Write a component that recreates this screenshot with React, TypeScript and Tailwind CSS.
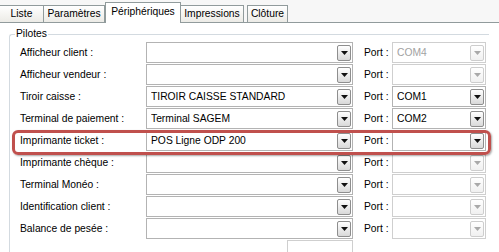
const tabs = [
  { label: "Liste", w: "w-[44px]" },
  { label: "Paramètres", w: "w-[61px]" },
  { label: "Périphériques", w: "w-[76px]", active: true },
  { label: "Impressions", w: "w-[63px]" },
  { label: "Clôture", w: "w-[41px]" },
];

const rows = [
  { label: "Afficheur client :", value: "", port: "COM4", portOn: false },
  { label: "Afficheur vendeur :", value: "", port: "", portOn: false },
  { label: "Tiroir caisse :", value: "TIROIR CAISSE STANDARD", port: "COM1", portOn: true },
  { label: "Terminal de paiement :", value: "Terminal SAGEM", port: "COM2", portOn: true },
  { label: "Imprimante ticket :", value: "POS Ligne ODP 200", port: "", portOn: true },
  { label: "Imprimante chèque :", value: "", port: "", portOn: false },
  { label: "Terminal Monéo :", value: "", port: "", portOn: false },
  { label: "Identification client :", value: "", port: "", portOn: false },
  { label: "Balance de pesée :", value: "", port: "", portOn: false },
];

function Arrow({ on }: { on: boolean }) {
  return (
    <svg width="7" height="4" viewBox="0 0 7 4">
      <path d="M0 0h7L3.5 4z" fill={on ? "#111" : "#a9a9a9"} />
    </svg>
  );
}

function Combo({ value, on, width }: { value: string; on: boolean; width: string }) {
  return (
    <div
      className={`flex h-[21px] ${width} items-center border bg-white pl-[4px] pr-[1px] ${
        on ? "border-[#b3b3b3] text-black" : "border-[#cfcfcf] text-[#a2a2a2]"
      }`}
    >
      <span className="flex-1 truncate">{value}</span>
      <span
        className={`flex h-[16px] w-[14px] items-center justify-center rounded-[2px] border ${
          on
            ? "border-[#8e8e8e] bg-gradient-to-b from-white to-[#d9d9d9]"
            : "border-[#cdcdcd] bg-gradient-to-b from-white to-[#f0f0f0]"
        }`}
      >
        <Arrow on={on} />
      </span>
    </div>
  );
}

export default function App() {
  return (
    <div className="relative h-[252px] w-[499px] overflow-hidden bg-white text-[10.3px] text-black [font-family:'Liberation_Sans',Arial,sans-serif]">
      <div className="flex h-[23px] items-end border-b border-[#919b9c] bg-[#f7f7f7]">
        {tabs.map((t) =>
          t.active ? (
            <div
              key={t.label}
              className={`${t.w} -mb-px flex h-[21px] items-center justify-center border border-b-0 border-[#919b9c] bg-white pb-[2px]`}
            >
              {t.label}
            </div>
          ) : (
            <div
              key={t.label}
              className={`${t.w} flex h-[17px] items-center justify-center border border-b-0 border-l-0 border-[#919b9c] bg-gradient-to-b from-white to-[#ecebe6] first:border-l-0 last:ml-[3px] last:border-l`}
            >
              {t.label}
            </div>
          )
        )}
      </div>

      <div className="mt-[11px] ml-[9px] w-[480px] rounded-tl-[3px] border-t border-l border-[#d3dae0]">
        <div className="-mt-[8px] ml-[5px] w-fit bg-white px-[1px] leading-[14px]">Pilotes</div>
        <div className="mt-[1px] flex flex-col gap-[1px] pl-[10px]">
          {rows.map((r) => (
            <div key={r.label} className="flex h-[21px] items-center">
              <span className="w-[126px]">{r.label}</span>
              <Combo value={r.value} on width="w-[207px]" />
              <span className="ml-[11px] w-[28px]">Port :</span>
              <Combo value={r.port} on={r.portOn} width="w-[94px]" />
            </div>
          ))}
          <div className="flex h-[21px] items-start pl-[267px]">
            <div className="h-[21px] w-[66px] border border-[#cfcfcf] bg-white" />
          </div>
        </div>
      </div>

      <div className="pointer-events-none absolute left-[12px] top-[130px] h-[25px] w-[479px] rounded-[6px] border-[3px] border-[#c0504d] shadow-[1px_1px_2px_rgba(0,0,0,0.35)]" />
    </div>
  );
}
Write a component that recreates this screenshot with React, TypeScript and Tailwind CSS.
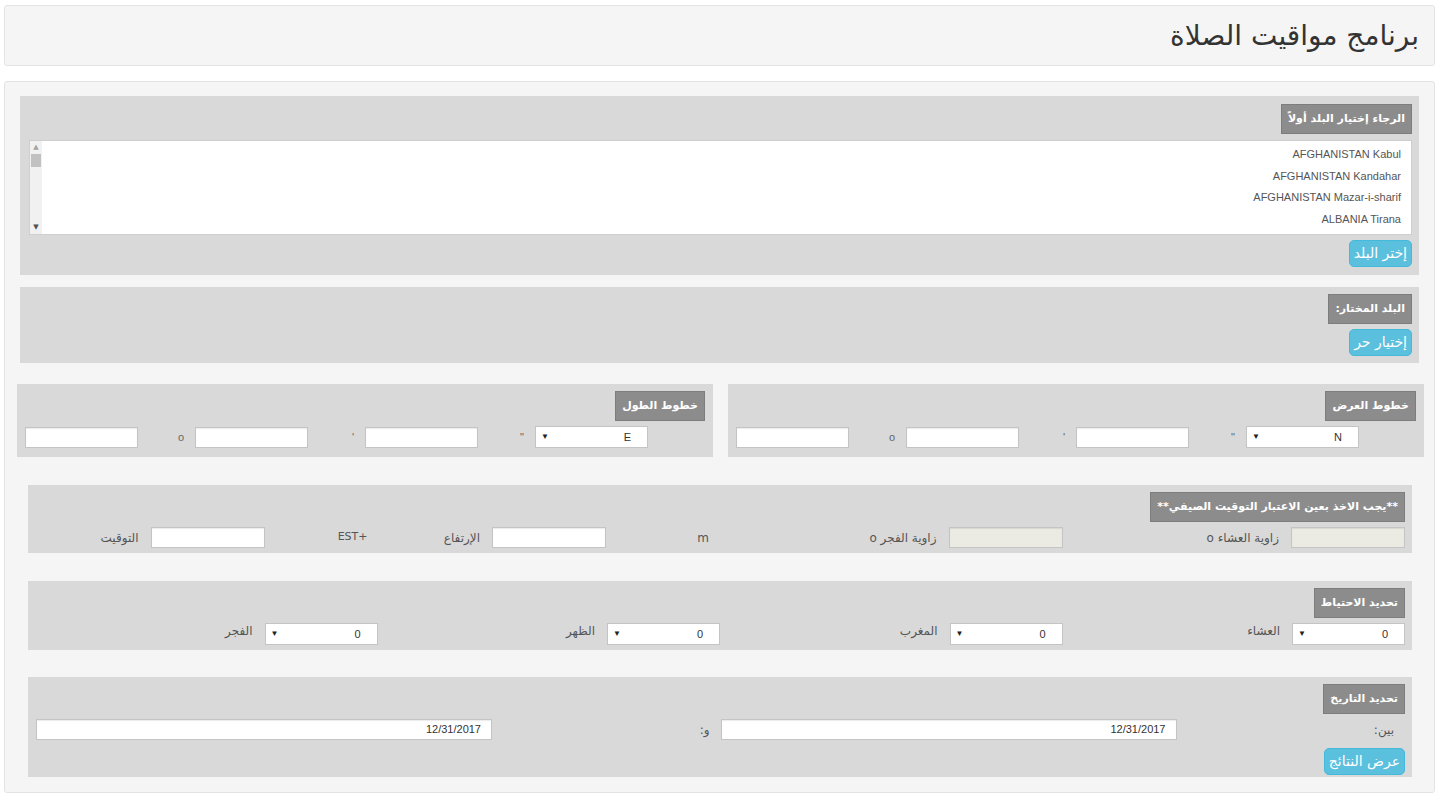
const AR = "font-['DejaVu_Sans',sans-serif]";
const LAT = "font-['Liberation_Sans',Arial,sans-serif]";

const cities = [
  "AFGHANISTAN Kabul",
  "AFGHANISTAN Kandahar",
  "AFGHANISTAN Mazar-i-sharif",
  "ALBANIA Tirana",
];

function Badge({ children }: { children: React.ReactNode }) {
  return (
    <div className="flex">
      <span
        className={`flex h-[30px] items-center border border-[#7d7d7d] bg-[#8c8c8c] px-[6px] text-[11px] font-bold tracking-[-0.2px] text-white ${AR}`}
      >
        {children}
      </span>
    </div>
  );
}

function InfoButton({ children }: { children: React.ReactNode }) {
  return (
    <div className="flex">
      <button
        type="button"
        className={`flex h-[27px] items-center rounded-[5px] border border-[#46b8da] bg-[#5bc0de] px-[4px] pb-[2px] text-[14px] leading-[20px] text-white ${AR}`}
      >
        {children}
      </button>
    </div>
  );
}

function TextBox({
  w = 113,
  value = "",
  disabled = false,
}: {
  w?: number;
  value?: string;
  disabled?: boolean;
}) {
  return (
    <div
      className={`flex h-[21px] shrink-0 items-center justify-start border border-[#c4c4c4] px-[10px] text-[11px] text-[#333] shadow-[inset_0_1px_1px_rgba(0,0,0,0.08)] ${LAT} ${
        disabled ? "bg-[#ebebe4]" : "bg-white"
      }`}
      style={{ width: w }}
    >
      {value}
    </div>
  );
}

function SelectBox({ value }: { value: string }) {
  return (
    <div
      className={`flex h-[22px] w-[113px] shrink-0 items-center justify-between border border-[#c4c4c4] bg-white pl-[5px] pr-[16px] text-[11px] text-[#333] ${LAT}`}
    >
      <span>{value}</span>
      <span className="text-[8px] text-[#222]">▼</span>
    </div>
  );
}

function Label({ children, className = "" }: { children: React.ReactNode; className?: string }) {
  return <span className={`text-[12px] text-[#555] ${AR} ${className}`}>{children}</span>;
}

// one coordinate panel: hemisphere select + deg/min/sec boxes
function CoordPanel({ title, hemi }: { title: string; hemi: string }) {
  const marks = ['"', "'", "o"];
  return (
    <div className="flex w-[696px] flex-col gap-[5px] bg-[#d9d9d9] pb-[9px] pl-[7px] pr-[8px] pt-[7px]">
      <Badge>{title}</Badge>
      <div className="flex items-center pr-[57px]">
        <SelectBox value={hemi} />
        {marks.map((m) => (
          <div key={m} className="flex items-center">
            <span className={`flex w-[57px] justify-start pr-[11px] text-[11px] text-[#666] ${LAT}`}>{m}</span>
            <TextBox />
          </div>
        ))}
      </div>
    </div>
  );
}

export default function App() {
  return (
    <div dir="rtl" className={`min-h-[810px] bg-white pb-[15px] pl-[4px] pr-[5px] pt-[5px] ${AR}`}>
      <div className="flex h-[61px] items-center rounded-[3px] border border-[#e3e3e3] bg-[#f5f5f5] pr-[15px]">
        <h1 className={`text-[28px] font-normal text-[#333] ${AR}`}>برنامج مواقيت الصلاة</h1>
      </div>

      <div className="mt-[15px] flex flex-col rounded-[3px] border border-[#e3e3e3] bg-[#f5f5f5] px-[15px] pb-[15px] pt-[14px]">
        {/* city list */}
        <div className="flex flex-col bg-[#d9d9d9] pb-[8px] pl-[9px] pr-[7px] pt-[8px]">
          <Badge>الرجاء إختيار البلد أولاً</Badge>
          <div className="mt-[6px] flex h-[95px] border border-[#cfcfcf] bg-white">
            <div className={`flex-1 pr-[10px] pt-[3px] text-[11px] leading-[21.5px] text-[#555] ${LAT}`}>
              {cities.map((c) => (
                <div key={c} dir="ltr" className="text-right">
                  {c}
                </div>
              ))}
            </div>
            <div className="flex w-[12px] flex-col items-center bg-[#f1f1f1]">
              <span className="mt-[2px] text-[7px] leading-[8px] text-[#a3a3a3]">▲</span>
              <span className="mt-[3px] h-[13px] w-[10px] bg-[#c1c1c1]" />
              <span className="flex-1" />
              <span className="mb-[3px] text-[7px] leading-[8px] text-[#505050]">▼</span>
            </div>
          </div>
          <div className="mt-[5px]">
            <InfoButton>إختر البلد</InfoButton>
          </div>
        </div>

        {/* selected city */}
        <div className="mt-[12px] flex flex-col gap-[5px] bg-[#d9d9d9] px-[7px] py-[7px]">
          <Badge>البلد المختار:</Badge>
          <InfoButton>إختيار حر</InfoButton>
        </div>

        {/* latitude / longitude */}
        <div className="-ml-[3px] -mr-[5px] mt-[21px] flex justify-between">
          <CoordPanel title="خطوط العرض" hemi="N" />
          <CoordPanel title="خطوط الطول" hemi="E" />
        </div>

        {/* angles, altitude, timezone */}
        <div className="ml-[8px] mr-[7px] mt-[28px] flex flex-col gap-[5px] bg-[#d9d9d9] pb-[5px] pl-[7px] pr-[7px] pt-[7px]">
          <Badge>**يجب الاخذ بعين الاعتبار التوقيت الصيفي**</Badge>
          <div className="flex items-center">
            <div className="flex w-[343px] items-center gap-[12px]">
              <TextBox w={114} disabled />
              <Label>زاوية العشاء o</Label>
            </div>
            <div className="flex w-[343px] items-center gap-[12px]">
              <TextBox w={114} disabled />
              <Label>زاوية الفجر o</Label>
            </div>
            <div className="flex w-[343px] items-center">
              <span className={`w-[114px] pr-[11px] text-[12px] text-[#555] ${AR}`}>m</span>
              <TextBox w={114} />
              <Label className="mr-[12px]">الإرتفاع</Label>
            </div>
            <div className="flex w-[343px] items-center">
              <span className={`w-[113px] pr-[10px] text-[11px] text-[#555] ${AR}`}>+EST</span>
              <TextBox w={114} />
              <Label className="mr-[12px]">التوقيت</Label>
            </div>
          </div>
        </div>

        {/* safety offsets */}
        <div className="ml-[8px] mr-[7px] mt-[28px] flex flex-col gap-[5px] bg-[#d9d9d9] pb-[5px] pl-[7px] pr-[7px] pt-[7px]">
          <Badge>تحديد الاحتياط</Badge>
          <div className="flex items-center">
            {["العشاء", "المغرب", "الظهر", "الفجر"].map((p) => (
              <div key={p} className="flex w-[343px] items-center gap-[12px]">
                <SelectBox value="0" />
                <Label className="-mt-[6px]">{p}</Label>
              </div>
            ))}
          </div>
        </div>

        {/* date range */}
        <div className="ml-[8px] mr-[7px] mt-[27px] flex flex-col bg-[#d9d9d9] pb-[2px] pl-[8px] pr-[7px] pt-[7px]">
          <Badge>تحديد التاريخ</Badge>
          <div className="mt-[5px] flex items-center">
            <Label className="w-[229px] pr-[11px]">بين:</Label>
            <TextBox w={456} value="12/31/2017" />
            <Label className="w-[229px] pr-[11px]">و:</Label>
            <TextBox w={456} value="12/31/2017" />
          </div>
          <div className="mt-[8px]">
            <InfoButton>عرض النتائج</InfoButton>
          </div>
        </div>
      </div>
    </div>
  );
}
....
| Exercise requirements |
State the count of lines above containing the string "React", and add nothing to it.

| Exercise result |
5